Kemewahan yang mereka miliki ini bisa terjadi karena mereka tidak resistan terhadap perubahan. Ketika sebuah lembaga swadaya masyarakat ingin membuatkan fasilitas kakus umum yang sekaligus bisa memanfaatkan ”si kuning” untuk menghasilkan bahan bakar gas untuk memasak, penduduk di tepi Kali Krukut itu setuju saja.

Maka, sejak Agustus tahun lalu, acara masak-memasak bisa dilakukan tanpa perlu keluar uang untuk bahan bakar. Penduduk pun dengan enteng menyantap makanan yang dimasak. ”Dari gorengan, penganan, jajan, sampai nasi yang dimasak di sini sama enaknya dengan yang dimasak pake gas atau minyak,” kata Mutia, 30 tahun. Mereka juga tidak perlu jijik harus memanfaatkan ”yellow energy” ini, karena gas bio ini tidak berbau. Api yang dihasilkan pun sama birunya dengan elpiji.

Kisah tinja berbuah gas itu bermula ketika Bina Ekonomi Sosial Terpadu, si lembaga swadaya masyarakat tersebut, dengan dana dari badan donor Amerika, USAID, membangun kakus yang tidak sekadar untuk buang hajat, tapi dilengkapi pengolah limbah menjadi biogas. Warga menyebutnya MCK Plus.

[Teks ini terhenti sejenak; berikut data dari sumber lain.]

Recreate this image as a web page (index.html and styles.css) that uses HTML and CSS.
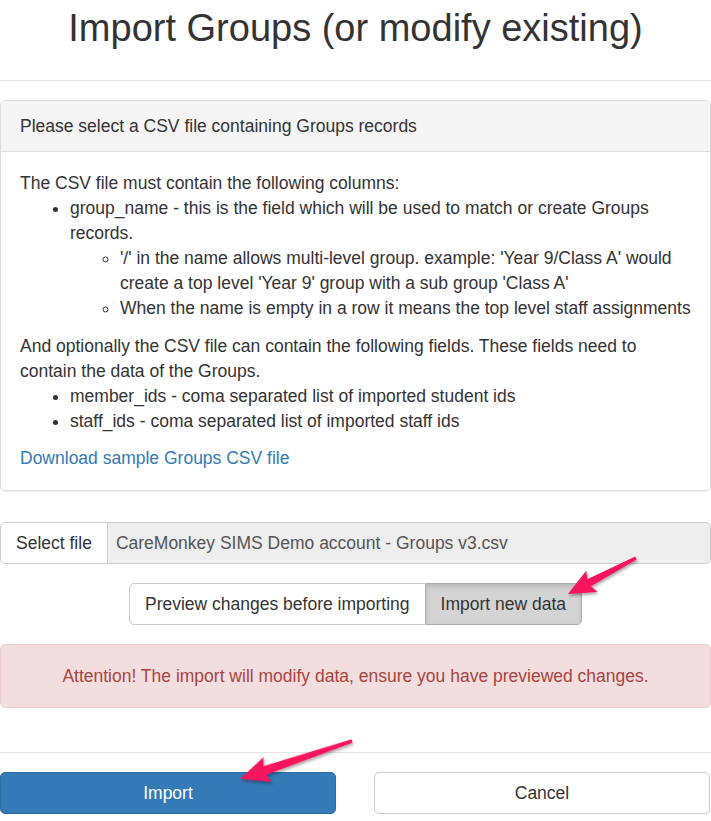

Berbeda dengan WC biasa, di sini kotoran padat dipisahkan dari cairan dan dimasukkan dalam instalasi berbentuk kubah dengan diameter 4,5 meter. Setelah diendapkan dan diolah dengan proses fermentasi, si bahan buangan itu berubah menjadi bahan yang berguna karena menghasilkan gas metana yang dapat dijadikan bahan bakar.

Sayangnya, instalasi bernilai Rp 360 juta ini belum bisa digunakan secara massal. Karena kapasitas terbatas, gas hanya disalurkan paling jauh 100 meter. Terjadilah kompromi untuk pemanfaatannya. ”Daripada bikin ribut, mendingan untuk PKK dan posyandu, atau kepentingan bersama lainnya,” kata Mutia, seorang warga Petojo.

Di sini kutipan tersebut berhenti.